— Dataset —
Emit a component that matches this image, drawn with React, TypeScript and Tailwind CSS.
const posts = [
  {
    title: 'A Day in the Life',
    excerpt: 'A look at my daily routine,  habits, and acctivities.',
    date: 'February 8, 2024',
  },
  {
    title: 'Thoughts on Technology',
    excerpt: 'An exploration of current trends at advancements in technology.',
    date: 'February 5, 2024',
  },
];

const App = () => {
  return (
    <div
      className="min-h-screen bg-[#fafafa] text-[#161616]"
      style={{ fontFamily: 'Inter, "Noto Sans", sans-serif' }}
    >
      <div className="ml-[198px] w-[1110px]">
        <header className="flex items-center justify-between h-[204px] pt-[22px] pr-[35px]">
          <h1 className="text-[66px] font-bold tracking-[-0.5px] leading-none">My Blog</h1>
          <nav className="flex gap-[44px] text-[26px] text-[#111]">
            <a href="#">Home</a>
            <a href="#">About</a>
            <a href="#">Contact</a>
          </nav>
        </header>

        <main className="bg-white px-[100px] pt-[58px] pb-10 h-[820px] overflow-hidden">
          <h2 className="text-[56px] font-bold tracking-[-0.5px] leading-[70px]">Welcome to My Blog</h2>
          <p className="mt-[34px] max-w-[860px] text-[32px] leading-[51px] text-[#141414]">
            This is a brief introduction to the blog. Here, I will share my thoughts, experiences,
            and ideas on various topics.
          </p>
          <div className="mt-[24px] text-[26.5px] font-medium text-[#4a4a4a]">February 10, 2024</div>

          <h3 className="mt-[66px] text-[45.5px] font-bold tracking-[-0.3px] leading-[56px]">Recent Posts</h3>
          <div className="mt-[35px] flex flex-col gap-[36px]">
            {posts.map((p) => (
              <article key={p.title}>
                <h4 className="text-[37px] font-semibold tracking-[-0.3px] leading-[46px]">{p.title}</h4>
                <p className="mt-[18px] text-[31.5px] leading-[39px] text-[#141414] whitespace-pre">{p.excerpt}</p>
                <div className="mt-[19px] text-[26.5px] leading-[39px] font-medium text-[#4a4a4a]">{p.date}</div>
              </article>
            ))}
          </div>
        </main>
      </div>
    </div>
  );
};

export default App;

---

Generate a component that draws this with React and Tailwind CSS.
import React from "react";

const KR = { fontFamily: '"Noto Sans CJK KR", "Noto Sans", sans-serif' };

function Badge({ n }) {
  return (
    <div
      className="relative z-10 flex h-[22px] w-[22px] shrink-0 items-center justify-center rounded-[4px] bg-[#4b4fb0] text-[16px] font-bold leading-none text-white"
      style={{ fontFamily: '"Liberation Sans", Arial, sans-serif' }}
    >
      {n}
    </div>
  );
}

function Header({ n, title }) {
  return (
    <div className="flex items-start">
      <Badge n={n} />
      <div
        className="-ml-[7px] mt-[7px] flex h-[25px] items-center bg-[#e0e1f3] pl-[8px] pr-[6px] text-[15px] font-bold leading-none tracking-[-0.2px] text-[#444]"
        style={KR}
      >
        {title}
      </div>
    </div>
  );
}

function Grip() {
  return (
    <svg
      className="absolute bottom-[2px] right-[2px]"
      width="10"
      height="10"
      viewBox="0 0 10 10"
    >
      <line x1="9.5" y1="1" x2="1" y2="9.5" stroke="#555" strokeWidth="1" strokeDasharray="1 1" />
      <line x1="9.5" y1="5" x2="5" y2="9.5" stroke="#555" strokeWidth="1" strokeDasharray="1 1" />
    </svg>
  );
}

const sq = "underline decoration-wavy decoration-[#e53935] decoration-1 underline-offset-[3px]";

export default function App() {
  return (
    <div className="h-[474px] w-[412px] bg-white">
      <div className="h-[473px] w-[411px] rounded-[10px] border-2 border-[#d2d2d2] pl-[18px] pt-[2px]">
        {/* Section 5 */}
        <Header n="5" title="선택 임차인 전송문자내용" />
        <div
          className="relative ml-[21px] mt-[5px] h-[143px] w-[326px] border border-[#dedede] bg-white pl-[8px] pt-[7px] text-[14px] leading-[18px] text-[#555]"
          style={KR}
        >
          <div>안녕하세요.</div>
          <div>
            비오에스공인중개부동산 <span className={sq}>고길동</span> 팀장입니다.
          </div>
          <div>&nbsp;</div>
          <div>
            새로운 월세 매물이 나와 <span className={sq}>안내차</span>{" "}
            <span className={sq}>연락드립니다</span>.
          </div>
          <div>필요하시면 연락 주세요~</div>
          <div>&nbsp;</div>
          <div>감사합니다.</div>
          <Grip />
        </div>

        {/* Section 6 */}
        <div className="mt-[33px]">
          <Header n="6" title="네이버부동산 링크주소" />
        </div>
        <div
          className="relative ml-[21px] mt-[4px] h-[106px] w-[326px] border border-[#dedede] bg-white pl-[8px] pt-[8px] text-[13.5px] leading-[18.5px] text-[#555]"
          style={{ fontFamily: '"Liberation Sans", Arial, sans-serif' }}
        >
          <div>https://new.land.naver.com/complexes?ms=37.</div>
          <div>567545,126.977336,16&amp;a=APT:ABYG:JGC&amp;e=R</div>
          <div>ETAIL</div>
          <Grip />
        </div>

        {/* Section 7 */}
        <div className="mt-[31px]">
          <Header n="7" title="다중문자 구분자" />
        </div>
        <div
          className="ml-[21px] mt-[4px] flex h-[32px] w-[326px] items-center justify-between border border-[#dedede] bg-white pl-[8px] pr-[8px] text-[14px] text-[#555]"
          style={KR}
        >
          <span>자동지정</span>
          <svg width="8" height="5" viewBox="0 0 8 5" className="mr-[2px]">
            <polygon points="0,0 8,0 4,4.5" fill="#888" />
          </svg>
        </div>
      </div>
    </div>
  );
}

...

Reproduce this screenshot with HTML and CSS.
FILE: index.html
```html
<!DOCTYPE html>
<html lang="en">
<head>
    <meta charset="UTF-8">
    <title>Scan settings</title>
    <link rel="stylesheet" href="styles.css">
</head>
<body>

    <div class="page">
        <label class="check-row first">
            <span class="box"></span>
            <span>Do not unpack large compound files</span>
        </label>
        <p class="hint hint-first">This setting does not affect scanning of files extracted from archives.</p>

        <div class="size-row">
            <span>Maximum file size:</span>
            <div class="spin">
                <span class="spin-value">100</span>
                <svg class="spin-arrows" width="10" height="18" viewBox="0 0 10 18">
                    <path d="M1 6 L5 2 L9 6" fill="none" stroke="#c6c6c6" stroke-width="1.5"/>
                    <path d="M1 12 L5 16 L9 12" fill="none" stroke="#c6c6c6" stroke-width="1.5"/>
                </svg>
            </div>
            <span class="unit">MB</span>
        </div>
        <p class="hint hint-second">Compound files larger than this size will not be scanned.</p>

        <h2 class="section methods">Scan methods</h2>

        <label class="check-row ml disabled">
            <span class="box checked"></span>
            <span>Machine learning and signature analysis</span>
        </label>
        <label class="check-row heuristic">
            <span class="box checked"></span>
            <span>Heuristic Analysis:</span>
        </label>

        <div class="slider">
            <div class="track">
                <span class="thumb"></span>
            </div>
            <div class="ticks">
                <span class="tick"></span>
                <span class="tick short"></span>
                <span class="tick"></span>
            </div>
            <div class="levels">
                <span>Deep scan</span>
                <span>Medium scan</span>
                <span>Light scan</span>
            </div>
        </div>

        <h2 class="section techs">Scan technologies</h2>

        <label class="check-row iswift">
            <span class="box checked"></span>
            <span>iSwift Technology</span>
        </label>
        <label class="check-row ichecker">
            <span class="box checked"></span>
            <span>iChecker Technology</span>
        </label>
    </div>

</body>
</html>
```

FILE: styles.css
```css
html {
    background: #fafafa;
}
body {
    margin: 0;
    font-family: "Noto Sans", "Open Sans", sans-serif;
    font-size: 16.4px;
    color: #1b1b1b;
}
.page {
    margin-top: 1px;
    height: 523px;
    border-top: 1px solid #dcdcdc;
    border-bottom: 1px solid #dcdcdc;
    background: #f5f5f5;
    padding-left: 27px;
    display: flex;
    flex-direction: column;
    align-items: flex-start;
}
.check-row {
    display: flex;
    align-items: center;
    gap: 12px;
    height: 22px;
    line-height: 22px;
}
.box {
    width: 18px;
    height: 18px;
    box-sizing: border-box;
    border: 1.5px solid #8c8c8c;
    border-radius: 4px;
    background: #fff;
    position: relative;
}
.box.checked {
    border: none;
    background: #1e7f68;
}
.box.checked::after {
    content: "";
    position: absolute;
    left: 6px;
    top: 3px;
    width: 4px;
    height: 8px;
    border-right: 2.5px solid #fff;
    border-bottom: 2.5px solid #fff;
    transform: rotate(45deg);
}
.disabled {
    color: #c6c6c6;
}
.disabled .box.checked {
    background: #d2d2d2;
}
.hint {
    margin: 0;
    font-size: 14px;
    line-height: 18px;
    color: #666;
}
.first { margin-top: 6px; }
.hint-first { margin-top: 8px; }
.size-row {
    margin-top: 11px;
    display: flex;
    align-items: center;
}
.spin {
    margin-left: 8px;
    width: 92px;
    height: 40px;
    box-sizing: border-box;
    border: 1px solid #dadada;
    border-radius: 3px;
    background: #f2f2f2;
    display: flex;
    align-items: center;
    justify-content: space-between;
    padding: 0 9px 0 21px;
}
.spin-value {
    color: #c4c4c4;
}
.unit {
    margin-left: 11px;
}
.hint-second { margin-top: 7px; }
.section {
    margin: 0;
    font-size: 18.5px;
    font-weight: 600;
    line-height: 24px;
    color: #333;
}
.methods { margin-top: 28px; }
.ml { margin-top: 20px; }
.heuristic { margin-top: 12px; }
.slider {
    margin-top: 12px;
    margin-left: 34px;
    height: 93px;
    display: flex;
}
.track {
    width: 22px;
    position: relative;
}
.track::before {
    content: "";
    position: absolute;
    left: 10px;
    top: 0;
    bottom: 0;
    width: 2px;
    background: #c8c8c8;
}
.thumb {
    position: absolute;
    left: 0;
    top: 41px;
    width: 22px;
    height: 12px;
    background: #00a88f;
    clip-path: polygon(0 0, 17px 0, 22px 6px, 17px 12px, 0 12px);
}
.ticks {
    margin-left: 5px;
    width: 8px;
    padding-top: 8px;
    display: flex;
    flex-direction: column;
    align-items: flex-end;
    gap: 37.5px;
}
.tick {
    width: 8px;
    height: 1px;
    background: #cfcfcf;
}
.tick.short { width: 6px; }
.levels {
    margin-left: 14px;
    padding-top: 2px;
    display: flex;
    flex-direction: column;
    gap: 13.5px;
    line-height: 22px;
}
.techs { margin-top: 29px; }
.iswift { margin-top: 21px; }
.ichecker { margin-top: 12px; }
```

— Aim of the task —
Where a line holds "that", copy it out.

— Solution to the problem —
Emit a component that matches this image, drawn with React, TypeScript and Tailwind CSS.
Generate a component that draws this with React and Tailwind CSS.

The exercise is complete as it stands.